200 people at Land Day protest in Wadi Fukin, Beitar Illit settlement block in the background
200 people at Land Day protest in Wadi Fukin, Beitar Illit settlement block in the background.

Military attacking unarmed Palestinians on their own land.
As Land Day protesters reached the Israeli construction site they managed to plant both olive trees and Palestinian flags directly on the site. While Palestinian flags and olive trees popped up on the ground, young Palestinian men and women also managed to take over and plant flags on the unmanned bulldozers and tractors parked there.

After about ten minutes on the site 4 military jeeps arrived with more than 40 soldiers and border police. The military attacked the protesters with tear gas and stun grenades and a police helicopter began circling the area and filming the protesters from the sky. As tear gas clouds drove the protesters from their lands and down the hill, soldiers began kicking down and destroying the newly planted olive trees and flags.

Soldiers and border police gassing protesters on their own land
Soldiers and border police gassing protesters on their own land.

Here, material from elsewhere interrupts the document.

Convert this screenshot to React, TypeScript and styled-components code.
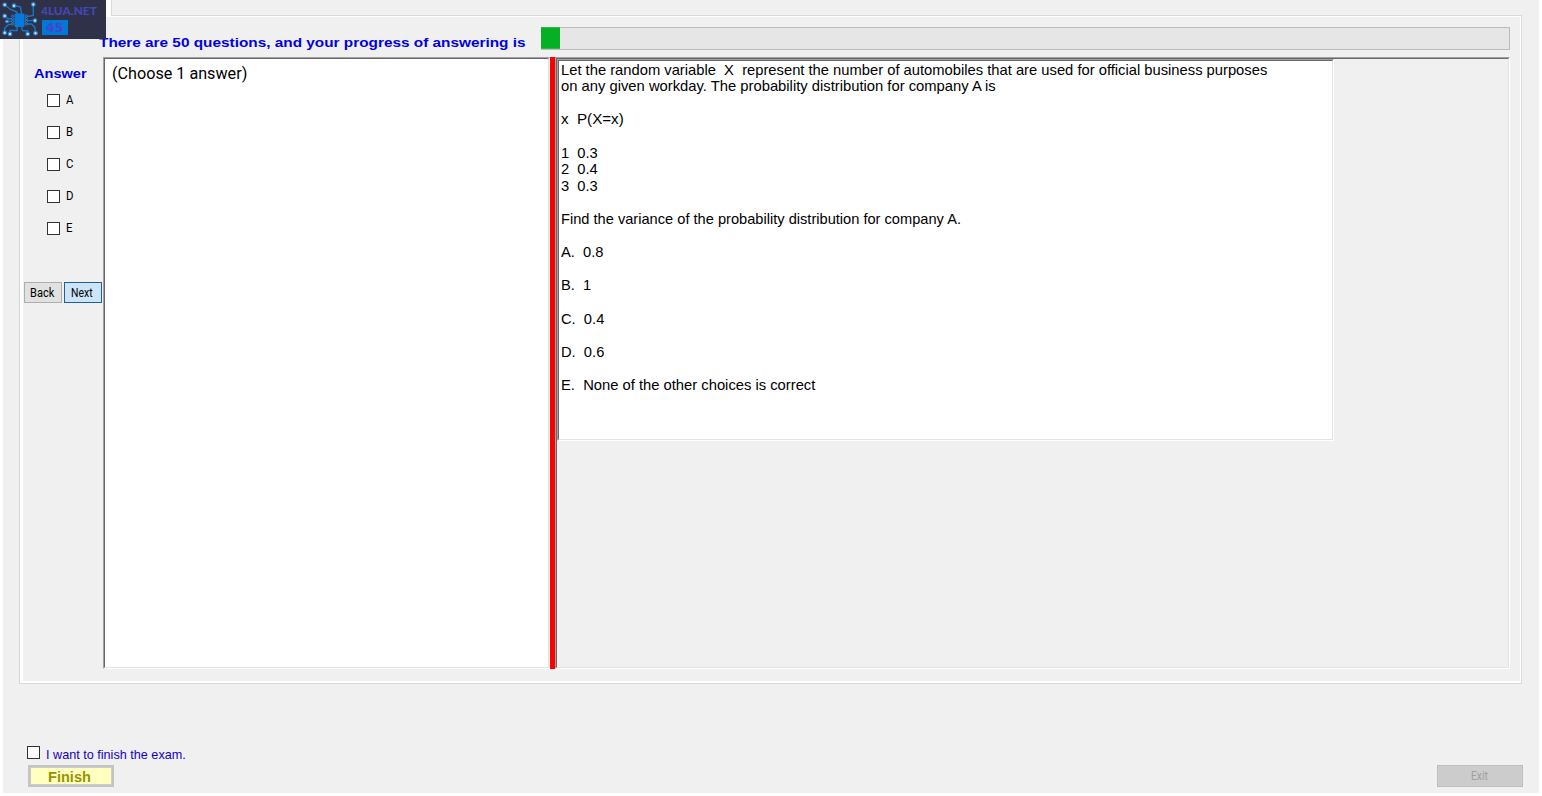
import React from "react";
import styled, { createGlobalStyle } from "styled-components";

const Global = createGlobalStyle`
  *, *::before, *::after { box-sizing: border-box; }
  body { margin: 0; background: #fff; font-family: "Liberation Sans", Arial, sans-serif; color: #000; overflow: hidden; }
`;

const Page = styled.div`
  width: 1542px;
  height: 796px;
  padding: 0 3px 3px;
  background: #fff;
`;

const Window = styled.main`
  position: relative;
  height: 793px;
  background: #f0f0f0;
  display: flex;
  flex-direction: column;
`;

const TopStrip = styled.div`
  position: relative;
  height: 16px;
  margin: 0 18px -1px 103px;
  padding-left: 5px;
  background: #fff;
`;

const StripBody = styled.div`
  height: 16px;
  background: #f0f0f0;
  border: solid #d9d9d9;
  border-width: 0 0 1px 1px;
`;

const ExamFrame = styled.section`
  width: 1503px;
  height: 669px;
  margin-left: 16px;
  border: 1px solid #d9d9d9;
  background: #fff;
  padding: 1px 1px 2px 3px;
`;

const FrameBody = styled.div`
  height: 664px;
  background: #f0f0f0;
  display: flex;
  flex-direction: column;
`;

const Header = styled.header`
  display: flex;
  height: 40px;
  padding: 10px 10px 7px 76px;
`;

const Caption = styled.div`
  width: 442px;
  padding-top: 8px;
`;

const Label = styled.span<{ $size: number; $scale?: number; $color?: string; $weight?: number; $family?: string; $line?: number }>`
  display: inline-block;
  white-space: pre;
  line-height: ${p => p.$line || 16}px;
  vertical-align: top;
  transform-origin: 0 50%;
  transform: ${p => (p.$scale ? `scaleX(${p.$scale})` : "none")};
  font-family: ${p => p.$family || '"Liberation Sans", Arial, sans-serif'};
  font-size: ${p => p.$size}px;
  font-weight: ${p => p.$weight || 400};
  color: ${p => p.$color || "#000"};
`;

const Progress = styled.div`
  flex: 1;
  height: 23px;
  background: #e6e6e6;
  border: 1px solid #bcbcbc;
  border-left: 0;
`;

const ProgressFill = styled.div`
  width: 19px;
  height: 22px;
  margin-top: -1px;
  background: #06b025;
  border-bottom: 1px solid #35b54c;
  border-top: 1px solid #35b54c;
`;

const Content = styled.div`
  display: flex;
  height: 612px;
`;

const AnswerColumn = styled.aside`
  width: 80px;
  padding: 9px 0 0 1px;
`;

const AnswerTitle = styled.h2`
  margin: 0 0 12px 10px;
  height: 16px;
  line-height: 16px;
`;

const Option = styled.label`
  display: flex;
  align-items: flex-start;
  gap: 6px;
  height: 32px;
  padding-left: 23px;
`;

const Check = styled.span`
  width: 13px;
  height: 13px;
  flex: none;
  border: 1px solid #333;
  background: #fff;
`;

const OptionText = styled.span`
  margin-top: -2px;
  height: 16px;
`;

const NavRow = styled.div`
  display: flex;
  gap: 2px;
  margin-top: 28px;
`;

const NavButton = styled.button<{ $active?: boolean }>`
  width: 38px;
  height: 21px;
  padding: 1px 0 1px ${p => (p.$active ? 6 : 5)}px;
  text-align: left;
  line-height: 16px;
  border: 1px solid ${p => (p.$active ? "#1f5f9c" : "#adadad")};
  background: ${p => (p.$active ? "#cce4f7" : "#e1e1e1")};
`;

const Sunken = styled.div`
  border: 1px solid;
  border-color: #a0a0a0 #fff #fff #a0a0a0;
`;

const SunkenInner = styled.div<{ $white?: boolean }>`
  height: 100%;
  border: 1px solid;
  border-color: #696969 #e3e3e3 #e3e3e3 #696969;
  background: ${p => (p.$white ? "#fff" : "#f0f0f0")};
`;

const NotePane = styled(Sunken)`
  width: 447px;
`;

const NoteText = styled.div`
  padding: 7px 0 0 7px;
`;

const Splitter = styled.div`
  width: 5px;
  background: #f00;
`;

const QuestionPane = styled(Sunken)`
  width: 955px;
`;

const QuestionBox = styled(Sunken)`
  width: 777px;
  height: 382px;
`;

const QuestionText = styled.div`
  padding: 0.6px 0 0 2px;
`;

const Line = styled.div`
  height: 16.6px;
`;

const Footer = styled.footer`
  display: flex;
  justify-content: space-between;
  padding: 62px 16px 0 24px;
`;

const FinishRow = styled.div`
  display: flex;
  gap: 6px;
  height: 19px;
`;

const FinishLabel = styled.span`
  padding-top: 1px;
`;

const FinishButton = styled.button`
  display: block;
  margin-left: 1px;
  width: 86px;
  height: 22px;
  padding: 1px 0 0 18px;
  text-align: left;
  line-height: 16px;
  border: 2px solid #c4c4c4;
  box-shadow: inset 0 0 0 1px #ccc;
  background: #ffffc0;
`;

const ExitButton = styled.button`
  width: 86px;
  height: 22px;
  margin-top: 19px;
  padding: 1px 0 1px 33px;
  text-align: left;
  line-height: 16px;
  border: 1px solid #bfbfbf;
  background: #ccc;
`;

const Badge = styled.div`
  position: absolute;
  left: -3px;
  top: 0;
  width: 106px;
  height: 39px;
  display: flex;
  background: #2f3148;
`;

const BadgeText = styled.div`
  padding: 3px 0 0 3px;
  display: flex;
  flex-direction: column;
`;

const BadgeCount = styled.div`
  width: 26px;
  height: 15px;
  margin: 1px 0 0 1px;
  padding-left: 4px;
  line-height: 15px;
  background: #0078d7;
`;

const LogoSvg = styled.svg`
  flex: none;
`;

const NODES = [[4.7, 4.8], [14, 5.7], [33.3, 4.5], [4.7, 16], [35, 20.6], [4.7, 32.7], [10, 34], [27.7, 34], [35.5, 33.2]];
const PINS = [16, 18.7, 21.4, 24.1];

const ChipLogo = () => (
  <LogoSvg width="38" height="39" viewBox="0 0 38 39" fill="none">
    <g stroke="#1a75c4" strokeWidth="1.4">
      <path d="M4.7 4.8L10.500 9.500L17 12V14M14 5.700L20.500 6.800L21.500 14M33.300 4.500V15.500L25 17M4.700 16L8 18.700H14M14 21.400H7M14 24.100L8.500 24.500L4.700 28V32.700M17 27V30.500H10V34M21.500 27L22.500 30.500L27.700 31V34M25 20.600H35M25 24H31.500L35 27.500V33.200" />
    </g>
    <g fill="#2f3148" stroke="#3389d0" strokeWidth=".8">
      {PINS.map(y => (
        <React.Fragment key={y}>
          <circle cx="12.600" cy={y} r="1.100" />
          <circle cx="26.400" cy={y} r="1.100" />
        </React.Fragment>
      ))}
    </g>
    <rect x="14.500" y="13.500" width="10" height="13.500" rx="1" fill="#0879dc" />
    <g fill="#c9e2f5" stroke="#2481cb" strokeWidth="1.200">
      {NODES.map(([x, y]) => (
        <circle key={`${x}-${y}`} cx={x} cy={y} r="1.800" />
      ))}
      <circle cx="7" cy="21.400" r="1.300" />
    </g>
  </LogoSvg>
);

const ROBOTO = 'Roboto, "Liberation Sans", sans-serif';
const QUESTION: [string, number][] = [
  ["Let the random variable  X  represent the number of automobiles that are used for official business purposes", 0.983],
  ["on any given workday. The probability distribution for company A is", 0.985],
  ["", 1], ["x  P(X=x)", 1.01], ["", 1],
  ["1  0.3", 0.98], ["2  0.4", 0.98], ["3  0.3", 0.98], ["", 1],
  ["Find the variance of the probability distribution for company A.", 0.975],
  ["", 1], ["A.  0.8", 0.98], ["", 1], ["B.  1", 0.98], ["", 1],
  ["C.  0.4", 0.98], ["", 1], ["D.  0.6", 0.98], ["", 1],
  ["E.  None of the other choices is correct", 0.984],
];

export default function App() {
  return (
    <Page>
      <Global />
      <Window>
        <TopStrip><StripBody /></TopStrip>
        <ExamFrame>
          <FrameBody>
            <Header>
              <Caption>
                <Label $size={13.5} $weight={700} $color="#0000e0" $scale={1.137}>There are 50 questions, and your progress of answering is</Label>
              </Caption>
              <Progress><ProgressFill /></Progress>
            </Header>
            <Content>
              <AnswerColumn>
                <AnswerTitle><Label $size={13} $weight={700} $color="#0000e0" $scale={1.12}>Answer</Label></AnswerTitle>
                {["A", "B", "C", "D", "E"].map(o => (
                  <Option key={o}>
                    <Check />
                    <OptionText><Label $size={12} $family={ROBOTO} $scale={0.95}>{o}</Label></OptionText>
                  </Option>
                ))}
                <NavRow>
                  <NavButton><Label $size={12} $family={ROBOTO} $scale={0.92}>Back</Label></NavButton>
                  <NavButton $active><Label $size={12} $family={ROBOTO} $scale={0.87}>Next</Label></NavButton>
                </NavRow>
              </AnswerColumn>
              <NotePane>
                <SunkenInner $white>
                  <NoteText><Label $size={16} $family={ROBOTO} $scale={1.01}>(Choose 1 answer)</Label></NoteText>
                </SunkenInner>
              </NotePane>
              <Splitter />
              <QuestionPane>
                <SunkenInner>
                  <QuestionBox>
                    <SunkenInner $white>
                      <QuestionText>
                        {QUESTION.map(([text, scale], i) => (
                          <Line key={i}><Label $size={15} $scale={scale}>{text}</Label></Line>
                        ))}
                      </QuestionText>
                    </SunkenInner>
                  </QuestionBox>
                </SunkenInner>
              </QuestionPane>
            </Content>
          </FrameBody>
        </ExamFrame>
        <Footer>
          <div>
            <FinishRow>
              <Check />
              <FinishLabel><Label $size={13} $color="#1400c8" $scale={0.972}>I want to finish the exam.</Label></FinishLabel>
            </FinishRow>
            <FinishButton><Label $size={14} $weight={700} $color="#949400" $scale={1.04}>Finish</Label></FinishButton>
          </div>
          <ExitButton><Label $size={12} $family={ROBOTO} $color="#a0a0a0" $scale={0.86}>Exit</Label></ExitButton>
        </Footer>
        <Badge>
          <ChipLogo />
          <BadgeText>
            <Label $size={10.5} $weight={900} $color="#4347b5" $family="Lato, sans-serif" $scale={1.13}>4LUA.NET</Label>
            <BadgeCount><Label $size={13} $line={15} $weight={700} $color="#4a44cc" $family='"DejaVu Sans", sans-serif' $scale={0.96}>45</Label></BadgeCount>
          </BadgeText>
        </Badge>
      </Window>
    </Page>
  );
}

Spirits kept high in spite of tear gassing
Though several people suffered from tear gas poisoning the protest continued on the hill between Wadi Fukin village and the settlement expansion on the Green Line. Alternately running from tear gas and planting trees, protesters managed to stay on the hill for an hour continuing to plant and protest.

As everyone returned to the village spirits remained high and the succesful event was celebrated with music, speeches and freshly made bread.

Olive tree and flag planting at Land Day protes, Wadi Fukin
Olive tree and flag planting at Land Day protes, Wadi Fukin.

Land Day – a historic day for fighting occupation and expropriation
Land Day marks the day of a general stike on March 30th in 1976. The strike was a response to the Israeli Government’s expropriation of thousands of dunums of Palestinian land. There were marches in Palestinian cities within present-day Israel from the Naqab to Galilee. Six unarmed Palestinians were killed, 100 wounded and hundreds more arrested. The Land Day was a turning point in the struggle against the occupation as it was the first mass mobilization by Palestinians within the borders of 1948 Israel.

Protests have been and will be continue to be going on all through the West Bank in the weeks surrounding Land Day.